You only request data for entities that actually changed, which keeps the sync faster and avoids re-reading unchanged data.


Querying by time window

Use the Event Log list endpoint with time-based filters:

  • After a time: created_at__gte=2024-01-15T00:00:00.000Z — events on or after this timestamp.
  • Before a time: created_at__lte=2024-01-15T23:59:59.999Z — events on or before this timestamp.
  • Between: Combine both to get a closed time window.

Add ordering (_order_by) to sort on eg. event creation timestamp. You can also filter by content_type or event_identifier if you only care about certain entity types or actions (e.g. only deletes).


Collecting only the data you need

Once you have the event log entries for your window:

  1. Deduplicate by (content_type, object_id) so each entity is processed once even if it had multiple events in the window.
  2. Fetch the current state of those entities from the relevant list or detail endpoints (e.g. by id__in for that content type).

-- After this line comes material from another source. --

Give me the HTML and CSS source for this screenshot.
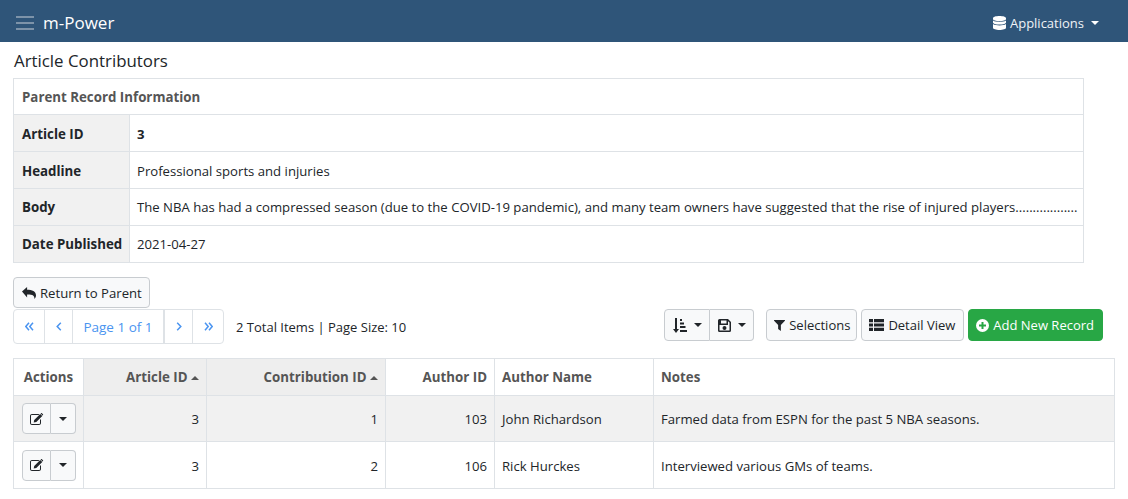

For deleted entities, the event log tells you they were deleted; you may not need to fetch them, only to remove them from your side.
  3. Apply the changes in your system (create, update, or delete) based on the event identifiers and the current state you fetched.

This pattern keeps your integration efficient: you only pull the data that changed in the time window.


Summary

  • Event Logs (common.eventlog) record what happened to which object in Pigello (object_id, content_type, event_identifier, created_at).
  • Use them to backfill event-driven integrations (find what changed in a time window after downtime or from a start date) or to sync schedule-based integrations (only process entities that changed since the last run).
  • Query the Event Log list with a time window (created_at__gte / created_at__lte) and optional filters; then fetch only the entities that appear in the result.
  • You avoid re-reading full datasets and only collect data for entities that were created, updated, or deleted in the window.